Through the administration of an online questionnaire, 126 PAs responded on the application of the policies required for Green Public Procurement in tenders in 2023, including knowledge of the tool, staff training, plastic free and gender procurement, and on the adoption of the Minimum Environmental Criteria, which have been mandatory since 2016.

The delays of GPP and the actions to be put in place. Today in Italy, weighing on the delays in the application of GPP and especially CAM is, for 53% of the contracting stations interviewed, the difficulty of ‘drafting the notices’, followed by the ‘lack of adequate training’ (41%) and the lack of companies with suitable requirements (34%). Achilles heels on which it is important to intervene to speed up the pace and ensure full application by making up for lost time. This is why the Osservatorio Appalti Verdi (Green Procurement Observatory) asks that the main actions to start from concern, first and foremost, the training of competent and qualified personnel on the subject of CAM, followed by monitoring the outcome of tenders.

‘The overall data on the application of Green Public Procurement in Italy shows us that green procurement, although its usefulness is widely recognized, still suffers from too many slowdowns,’ says Andrea Minutolo, Legambiente’s scientific manager. The Green Procurement Observatory Report serves to pinpoint the weak points on which to intervene to make GPP more effective and practiced by PAs, so that it can become a structural tool. The promotion of an environmentally and socially preferable procurement system can really generate an improvement in environmental terms and the diffusion of green technologies.’

For Silvano Falocco, Director of Fondazione Ecosistemi, ‘The data in the Report highlight the urgency of strengthening the GPP tool with specific actions. Three actions are needed: each public administration must have a GPP contact person; a national programme is needed to train and support public administrations in the inclusion of environmental and social criteria; a national task force is needed to verify respect for human and social rights along the production chains, to avoid social dumping.’

Highlighted performance. Among all the performances monitored in the four contracting stations, a special mention to be made is the presence, in eight out of the total 64 protected area management bodies of a contact person for Green Public Procurement, as was requested in the proposals put forward in last year’s Report by the Green Procurement Observatory. Centralizing the practice of GPP through a more competent person who knows how to network the offices, is in fact one of the knots to be unraveled and insisted upon also for the dissemination and application of GPP in general.

Still on the side of the protected areas’ managing bodies, low percentages were recorded regarding the application of improved strategies for separate waste collection (only 39% put them into practice) and initiatives for energy saving and the creation of Renewable and Solidarity Energy Communities (only 44% promote them). Even though it is precisely the managing bodies of protected areas that should be an example and a stimulus for the public administration in promoting virtuous practices and good governance, including through the application of GPP.

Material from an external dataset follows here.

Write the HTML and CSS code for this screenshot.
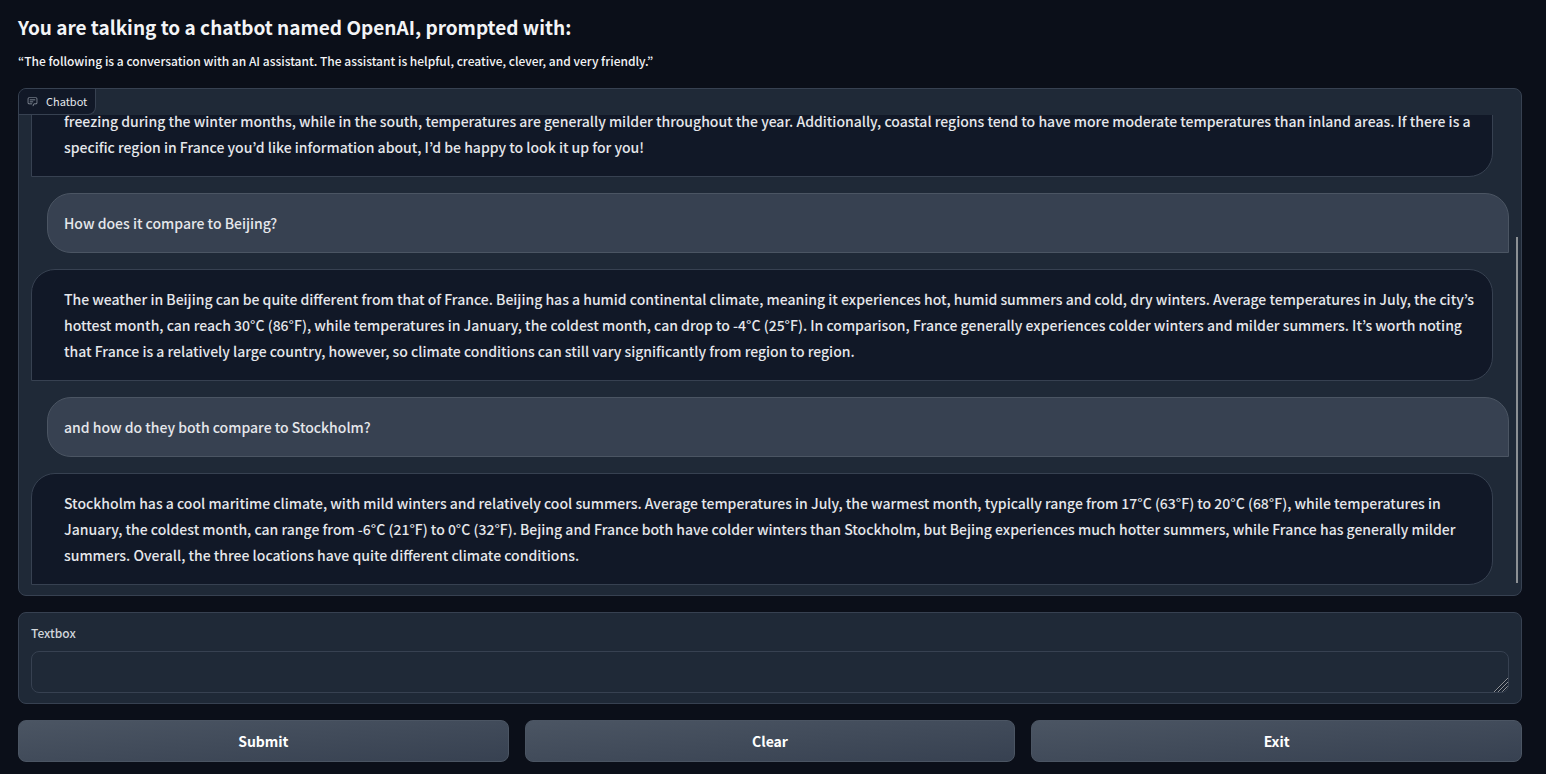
FILE: index.html
```html
<!DOCTYPE html>
<html lang="en">
<head>
<meta charset="utf-8">
<meta name="viewport" content="width=device-width, initial-scale=1">
<title>Chatbot</title>
<link rel="stylesheet" href="styles.css">
</head>
<body>
<main class="app">
  <header class="intro">
    <h1 class="title">You are talking to a chatbot named OpenAI, prompted with:</h1>
    <p class="prompt">“The following is a conversation with an AI assistant. The assistant is helpful, creative, clever, and very friendly.”</p>
  </header>

  <section class="panel chat" aria-labelledby="chat-label">
    <div class="chat-label" id="chat-label">
      <svg class="chat-icon" viewBox="0 0 32 32" aria-hidden="true">
        <path d="M17.74 30 16 29l4-7h6a2 2 0 0 0 2-2V8a2 2 0 0 0-2-2H6a2 2 0 0 0-2 2v12a2 2 0 0 0 2 2h9v2H6a4 4 0 0 1-4-4V8a4 4 0 0 1 4-4h20a4 4 0 0 1 4 4v12a4 4 0 0 1-4 4h-4.84Z"/>
        <path d="M8 10h16v2H8zM8 16h10v2H8z"/>
      </svg>
      <span>Chatbot</span>
    </div>
    <div class="messages">
      <p class="message bot">freezing during the winter months, while in the south, temperatures are generally milder throughout the year. Additionally, coastal regions tend to have more moderate temperatures than inland areas. If there is a<br> specific region in France you’d like information about, I’d be happy to look it up for you!</p>
      <p class="message user">How does it compare to Beijing?</p>
      <p class="message bot">The weather in Beijing can be quite different from that of France. Beijing has a humid continental climate, meaning it experiences hot, humid summers and cold, dry winters. Average temperatures in July, the city’s<br> hottest month, can reach 30°C (86°F), while temperatures in January, the coldest month, can drop to -4°C (25°F). In comparison, France generally experiences colder winters and milder summers. It’s worth noting<br> that France is a relatively large country, however, so climate conditions can still vary significantly from region to region.</p>
      <p class="message user">and how do they both compare to Stockholm?</p>
      <p class="message bot">Stockholm has a cool maritime climate, with mild winters and relatively cool summers. Average temperatures in July, the warmest month, typically range from 17°C (63°F) to 20°C (68°F), while temperatures in<br> January, the coldest month, can range from -6°C (21°F) to 0°C (32°F). Bejing and France both have colder winters than Stockholm, but Bejing experiences much hotter summers, while France has generally milder<br> summers. Overall, the three locations have quite different climate conditions.</p>
    </div>
    <div class="scroll-thumb"></div>
  </section>

  <section class="panel field">
    <label class="field-label" for="message">Textbox</label>
    <div class="field-box">
      <textarea class="field-input" id="message" rows="1"></textarea>
      <svg class="grip" viewBox="0 0 15 15" aria-hidden="true">
        <path class="grip-shade" d="M2 15 15 2M6 15l9-9M10 15l5-5"/>
        <path d="M1 15 15 1M5 15 15 5M9 15l6-6M13 15l2-2"/>
      </svg>
    </div>
  </section>

  <div class="actions">
    <button class="action" type="button">Submit</button>
    <button class="action" type="button">Clear</button>
    <button class="action" type="button">Exit</button>
  </div>
</main>
</body>
</html>
```
FILE: styles.css
```css
* { box-sizing: border-box; }

body {
  margin: 0;
  background: #0b0f19;
  color: #f3f4f6;
  font-family: "Noto Sans CJK JP", "Noto Sans", sans-serif;
  font-size: 14px;
}

.app {
  display: flex;
  flex-direction: column;
  gap: 16px;
  padding: 12px 24px 12px 18px;
}

.title {
  margin: 0;
  font-size: 19px;
  font-weight: 700;
  line-height: 30px;
}

.prompt {
  margin: 8px 0 0;
  font-size: 12px;
  font-weight: 500;
  line-height: 22px;
}

.panel {
  border: 1px solid #374151;
  border-radius: 8px;
  background: #1f2937;
}

.chat {
  position: relative;
  padding: 26px 12px 10px;
}

.chat-label {
  position: absolute;
  top: 0;
  left: 0;
  display: flex;
  align-items: center;
  gap: 8px;
  padding: 0 8px;
  border: solid #374151;
  border-width: 0 1px 1px 0;
  border-radius: 7px 0 8px 0;
  background: #111827;
  color: #e5e7eb;
  font-size: 11px;
  line-height: 25px;
}

.chat-icon {
  width: 11px;
  height: 11px;
  fill: #9ca3af;
}

.messages {
  display: flex;
  flex-direction: column;
  justify-content: flex-end;
  gap: 16px;
  height: 470px;
  overflow: hidden;
}

.message {
  margin: 0;
  border: 1px solid #374151;
  border-radius: 24px;
  color: #e5e7eb;
  font-weight: 500;
  line-height: 26px;
}

.bot {
  margin-right: 16px;
  padding: 16px 16px 16px 32px;
  border-bottom-left-radius: 0;
  background: #111827;
}

.user {
  margin-left: 16px;
  padding: 16px;
  border-color: #4b5563;
  border-bottom-right-radius: 0;
  background: #374151;
}

.scroll-thumb {
  position: absolute;
  right: 3px;
  bottom: 12px;
  width: 2px;
  height: 346px;
  background: #8c9094;
}

.field {
  padding: 10px 12px;
}

.field-label {
  display: block;
  margin-bottom: 8px;
  color: #d1d5db;
  font-size: 12px;
  font-weight: 500;
  line-height: 20px;
}

.field-box {
  position: relative;
}

.field-input {
  display: block;
  width: 100%;
  height: 42px;
  padding: 10px;
  border: 1px solid #374151;
  border-radius: 8px;
  background: #1f2937;
  color: #f3f4f6;
  font: inherit;
  resize: vertical;
}

.field-input::-webkit-resizer {
  background: transparent;
}

.grip {
  position: absolute;
  right: 1px;
  bottom: 1px;
  width: 15px;
  height: 15px;
  border-bottom-right-radius: 7px;
  fill: none;
  stroke: #8f9296;
  pointer-events: none;
}

.grip-shade {
  stroke: #111827;
}

.actions {
  display: grid;
  grid-template-columns: repeat(3, 1fr);
  gap: 16px;
}

.action {
  height: 42px;
  border: 1px solid #4b5563;
  border-radius: 8px;
  background: linear-gradient(to bottom right, #4b5563, #374151);
  color: #fff;
  font: inherit;
  font-weight: 700;
}
```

Among the 41 local authorities that answered the Observatory’s questionnaire, there is a huge gap in the procurement monitoring system, with only 5% implementing it. A figure that raises a red light and calls for the search for useful solutions to understand how purchases are made and how spending can be rationalized, also in the light of the figures contained in the latest Economic and Financial Document that certifies healthcare spending of over 131 billion euro for the year 2023, with a healthcare spending/GDP ratio of 6.3%. These figures give us the order of magnitude and the importance of monitoring the health sector and understanding how spending can be channeled towards sustainability that concerns various purchases of the sector and the management of the health system.

In the light of everything, there are two priorities on which immediate action must be taken to enable a faster and more effective growth of GPP in our country. The greatest difficulty that public administrations still face today, in fact, concerns the lack of technical support for the drafting of tender documents, a fundamental aspect given that, for example, many CAMs do not provide for automatic application but require customization at the tender design stage, which is also necessary in some services (such as those on the energy management of buildings or public green). It is therefore necessary to equip each administration with specific, trained personnel who can direct and follow the procurement process in all its phases.

On the other hand, monitoring the state of Green Public Procurement adoption within individual contracting stations is still completely absent. This makes it impossible to properly evaluate the feedback of tendering procedures regarding the environmental criteria to be integrated. Again, monitoring is only realistically possible if a specific GPP contact person is identified, whose need and lack is felt. A contact person who should be the person able to connect the various policies of the administration (climate, mobility, circular economy and waste prevention action plans, urban regeneration plans, food councils, etc.) with the use of the GPP tool.

* In a context that sees, according to the latest data from Anac, a total value of public procurement initiated of €40,000 or more, which is around €283.4 billion.